EXERCISE DIRECTIONS: Among the lines below, list those containing the string "styles".

MATERIAL FOR THIS TASK:
· · · ·
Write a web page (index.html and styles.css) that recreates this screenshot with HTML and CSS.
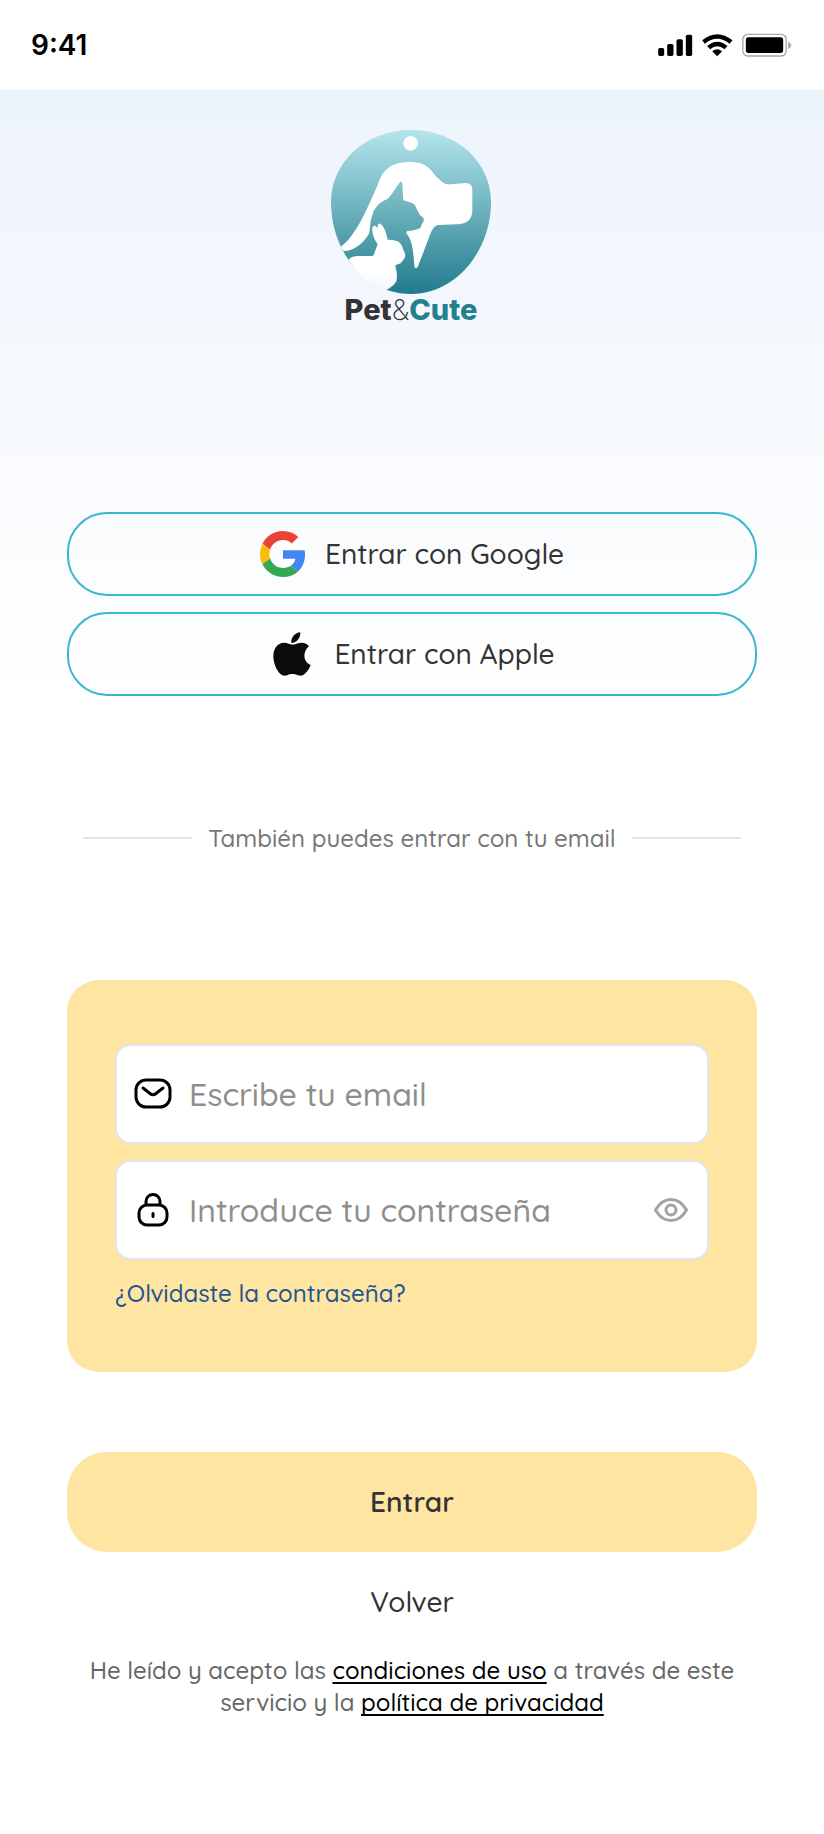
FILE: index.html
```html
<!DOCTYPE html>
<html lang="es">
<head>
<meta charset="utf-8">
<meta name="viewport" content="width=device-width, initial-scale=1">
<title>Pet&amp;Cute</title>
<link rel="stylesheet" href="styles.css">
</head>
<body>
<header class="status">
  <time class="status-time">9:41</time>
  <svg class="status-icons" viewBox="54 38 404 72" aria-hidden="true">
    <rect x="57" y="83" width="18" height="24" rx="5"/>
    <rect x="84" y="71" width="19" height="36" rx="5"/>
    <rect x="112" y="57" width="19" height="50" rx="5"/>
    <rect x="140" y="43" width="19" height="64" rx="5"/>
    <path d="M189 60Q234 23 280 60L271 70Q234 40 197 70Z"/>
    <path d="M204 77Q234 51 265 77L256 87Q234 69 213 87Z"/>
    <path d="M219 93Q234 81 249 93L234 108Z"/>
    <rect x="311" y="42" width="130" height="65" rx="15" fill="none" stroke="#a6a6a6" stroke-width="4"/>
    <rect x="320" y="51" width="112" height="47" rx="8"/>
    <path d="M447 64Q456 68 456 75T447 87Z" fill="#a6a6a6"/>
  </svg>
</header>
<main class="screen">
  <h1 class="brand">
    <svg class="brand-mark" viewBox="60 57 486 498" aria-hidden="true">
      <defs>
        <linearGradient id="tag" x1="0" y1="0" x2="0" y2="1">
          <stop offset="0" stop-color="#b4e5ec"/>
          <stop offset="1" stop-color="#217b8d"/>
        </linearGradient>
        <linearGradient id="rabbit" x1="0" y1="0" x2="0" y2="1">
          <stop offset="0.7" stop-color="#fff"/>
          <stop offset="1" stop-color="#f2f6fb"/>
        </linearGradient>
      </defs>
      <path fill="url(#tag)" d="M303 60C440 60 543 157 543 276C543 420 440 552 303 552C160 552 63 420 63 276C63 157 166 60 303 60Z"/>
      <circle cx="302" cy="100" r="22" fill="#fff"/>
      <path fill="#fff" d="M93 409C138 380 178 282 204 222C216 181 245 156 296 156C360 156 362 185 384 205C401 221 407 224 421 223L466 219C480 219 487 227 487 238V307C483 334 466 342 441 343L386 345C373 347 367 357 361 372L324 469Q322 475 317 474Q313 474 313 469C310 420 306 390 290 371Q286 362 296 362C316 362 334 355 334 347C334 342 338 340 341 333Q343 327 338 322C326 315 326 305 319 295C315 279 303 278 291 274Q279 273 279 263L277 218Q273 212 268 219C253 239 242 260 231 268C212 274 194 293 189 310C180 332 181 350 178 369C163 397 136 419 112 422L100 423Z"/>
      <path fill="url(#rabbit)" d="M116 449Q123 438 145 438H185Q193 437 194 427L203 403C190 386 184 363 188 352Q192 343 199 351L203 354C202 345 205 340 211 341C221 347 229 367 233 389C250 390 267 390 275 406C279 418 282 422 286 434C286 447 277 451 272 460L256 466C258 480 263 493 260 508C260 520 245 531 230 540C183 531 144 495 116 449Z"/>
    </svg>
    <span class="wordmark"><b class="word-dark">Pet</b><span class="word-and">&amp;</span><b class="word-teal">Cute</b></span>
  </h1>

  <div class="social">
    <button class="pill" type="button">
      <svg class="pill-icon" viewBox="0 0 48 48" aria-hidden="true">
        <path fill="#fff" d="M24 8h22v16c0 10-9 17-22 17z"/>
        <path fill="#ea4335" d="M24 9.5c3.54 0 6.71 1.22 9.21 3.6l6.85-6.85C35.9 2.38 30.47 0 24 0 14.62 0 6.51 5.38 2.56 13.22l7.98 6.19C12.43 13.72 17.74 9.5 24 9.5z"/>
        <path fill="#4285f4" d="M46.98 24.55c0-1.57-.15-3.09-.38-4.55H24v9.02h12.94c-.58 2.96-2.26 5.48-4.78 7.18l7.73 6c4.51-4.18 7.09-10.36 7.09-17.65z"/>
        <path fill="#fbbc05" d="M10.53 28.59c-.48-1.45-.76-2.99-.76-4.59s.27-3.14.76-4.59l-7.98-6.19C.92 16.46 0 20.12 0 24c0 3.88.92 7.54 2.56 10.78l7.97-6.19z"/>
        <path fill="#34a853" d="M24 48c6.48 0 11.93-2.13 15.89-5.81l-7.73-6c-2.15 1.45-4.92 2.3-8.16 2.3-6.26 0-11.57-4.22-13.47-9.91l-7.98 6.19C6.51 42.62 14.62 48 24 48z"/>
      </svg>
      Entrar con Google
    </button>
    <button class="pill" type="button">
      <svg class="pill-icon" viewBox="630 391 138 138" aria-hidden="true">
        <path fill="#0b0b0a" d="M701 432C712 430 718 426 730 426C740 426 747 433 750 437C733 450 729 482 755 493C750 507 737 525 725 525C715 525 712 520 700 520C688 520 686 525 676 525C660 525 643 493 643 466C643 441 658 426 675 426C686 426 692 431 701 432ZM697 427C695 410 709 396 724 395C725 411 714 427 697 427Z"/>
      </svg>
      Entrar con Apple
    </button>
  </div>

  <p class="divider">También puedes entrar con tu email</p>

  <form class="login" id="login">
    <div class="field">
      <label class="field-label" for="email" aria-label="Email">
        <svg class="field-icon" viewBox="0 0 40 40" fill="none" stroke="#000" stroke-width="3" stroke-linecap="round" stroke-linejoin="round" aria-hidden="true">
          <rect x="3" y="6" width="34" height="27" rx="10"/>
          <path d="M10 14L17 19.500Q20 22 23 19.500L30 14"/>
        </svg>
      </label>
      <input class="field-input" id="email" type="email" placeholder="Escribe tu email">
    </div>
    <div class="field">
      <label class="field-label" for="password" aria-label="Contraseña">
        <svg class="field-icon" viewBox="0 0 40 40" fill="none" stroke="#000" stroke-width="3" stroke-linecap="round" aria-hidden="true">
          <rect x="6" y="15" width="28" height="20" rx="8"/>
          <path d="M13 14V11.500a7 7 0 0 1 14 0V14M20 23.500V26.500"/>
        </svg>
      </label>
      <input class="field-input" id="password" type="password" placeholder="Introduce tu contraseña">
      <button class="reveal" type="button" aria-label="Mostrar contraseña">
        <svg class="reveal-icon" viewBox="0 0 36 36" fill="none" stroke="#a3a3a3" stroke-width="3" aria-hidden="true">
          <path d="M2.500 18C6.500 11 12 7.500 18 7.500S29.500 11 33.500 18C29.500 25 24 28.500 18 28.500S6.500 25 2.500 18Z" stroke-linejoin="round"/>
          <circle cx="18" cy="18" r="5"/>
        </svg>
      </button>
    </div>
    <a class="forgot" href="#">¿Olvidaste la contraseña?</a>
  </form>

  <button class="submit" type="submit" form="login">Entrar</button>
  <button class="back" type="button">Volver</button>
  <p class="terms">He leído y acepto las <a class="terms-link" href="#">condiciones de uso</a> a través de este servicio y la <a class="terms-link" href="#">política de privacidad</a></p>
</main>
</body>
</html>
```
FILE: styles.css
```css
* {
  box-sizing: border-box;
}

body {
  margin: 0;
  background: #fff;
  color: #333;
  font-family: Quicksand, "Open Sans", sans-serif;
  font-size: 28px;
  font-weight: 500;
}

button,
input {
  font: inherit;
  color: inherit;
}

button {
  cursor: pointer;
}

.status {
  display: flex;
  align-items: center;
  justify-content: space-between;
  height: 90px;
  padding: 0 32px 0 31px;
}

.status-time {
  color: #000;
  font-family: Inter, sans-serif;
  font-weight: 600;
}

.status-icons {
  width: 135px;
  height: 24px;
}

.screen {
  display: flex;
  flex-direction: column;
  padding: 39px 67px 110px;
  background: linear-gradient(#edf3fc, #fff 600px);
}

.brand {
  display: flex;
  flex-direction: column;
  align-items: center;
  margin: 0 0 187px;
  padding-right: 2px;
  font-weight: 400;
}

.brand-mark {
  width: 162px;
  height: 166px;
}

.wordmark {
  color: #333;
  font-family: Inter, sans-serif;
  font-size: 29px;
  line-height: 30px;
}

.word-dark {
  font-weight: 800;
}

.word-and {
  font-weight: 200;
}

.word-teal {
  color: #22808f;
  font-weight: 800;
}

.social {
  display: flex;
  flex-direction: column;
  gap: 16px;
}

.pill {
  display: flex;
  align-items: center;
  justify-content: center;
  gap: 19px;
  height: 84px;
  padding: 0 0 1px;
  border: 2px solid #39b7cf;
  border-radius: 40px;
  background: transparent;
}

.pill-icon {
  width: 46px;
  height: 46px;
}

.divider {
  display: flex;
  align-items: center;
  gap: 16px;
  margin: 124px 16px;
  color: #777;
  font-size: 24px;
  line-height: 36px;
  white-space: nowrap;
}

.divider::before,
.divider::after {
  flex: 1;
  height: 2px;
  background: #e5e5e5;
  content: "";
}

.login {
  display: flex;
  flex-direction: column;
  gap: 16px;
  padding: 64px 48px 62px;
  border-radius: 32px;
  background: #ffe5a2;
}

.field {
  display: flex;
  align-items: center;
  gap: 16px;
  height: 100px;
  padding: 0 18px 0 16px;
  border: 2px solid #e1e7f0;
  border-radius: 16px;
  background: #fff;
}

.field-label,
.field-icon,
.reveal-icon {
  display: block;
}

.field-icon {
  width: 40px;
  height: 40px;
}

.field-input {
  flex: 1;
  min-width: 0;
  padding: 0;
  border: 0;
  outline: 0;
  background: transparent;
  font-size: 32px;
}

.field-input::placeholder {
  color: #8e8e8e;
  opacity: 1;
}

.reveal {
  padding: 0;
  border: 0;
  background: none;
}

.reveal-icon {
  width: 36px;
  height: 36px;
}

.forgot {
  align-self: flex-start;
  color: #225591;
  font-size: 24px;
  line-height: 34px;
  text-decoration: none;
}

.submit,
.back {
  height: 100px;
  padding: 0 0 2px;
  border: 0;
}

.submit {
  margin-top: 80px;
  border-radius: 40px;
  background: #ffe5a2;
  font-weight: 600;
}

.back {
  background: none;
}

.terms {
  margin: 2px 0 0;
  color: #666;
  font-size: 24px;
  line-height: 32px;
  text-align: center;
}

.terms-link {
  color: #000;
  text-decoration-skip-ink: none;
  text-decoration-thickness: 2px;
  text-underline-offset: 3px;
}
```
· · · ·
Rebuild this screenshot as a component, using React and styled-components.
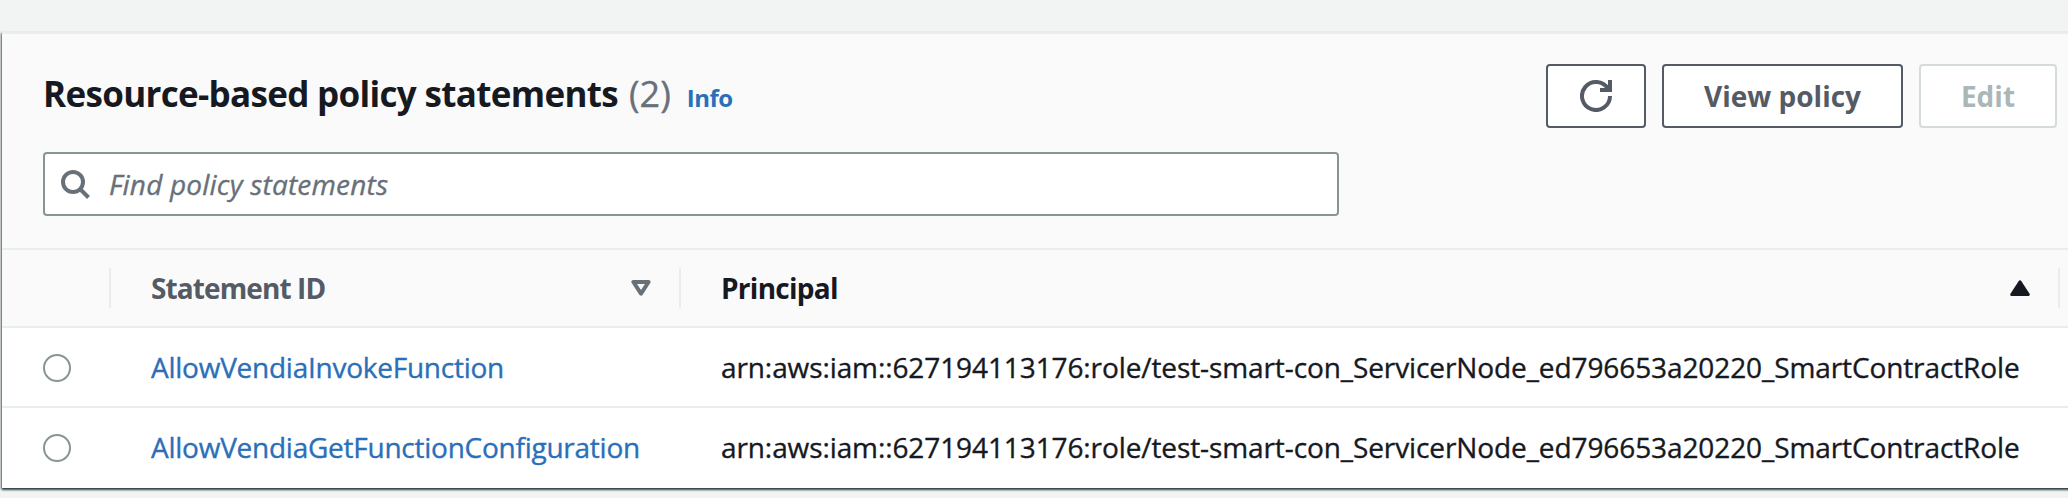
· · · ·
OUTPUT OF THE EXERCISE:
Write a web page (index.html and styles.css) that recreates this screenshot with HTML and CSS.
<link rel="stylesheet" href="styles.css">
FILE: styles.css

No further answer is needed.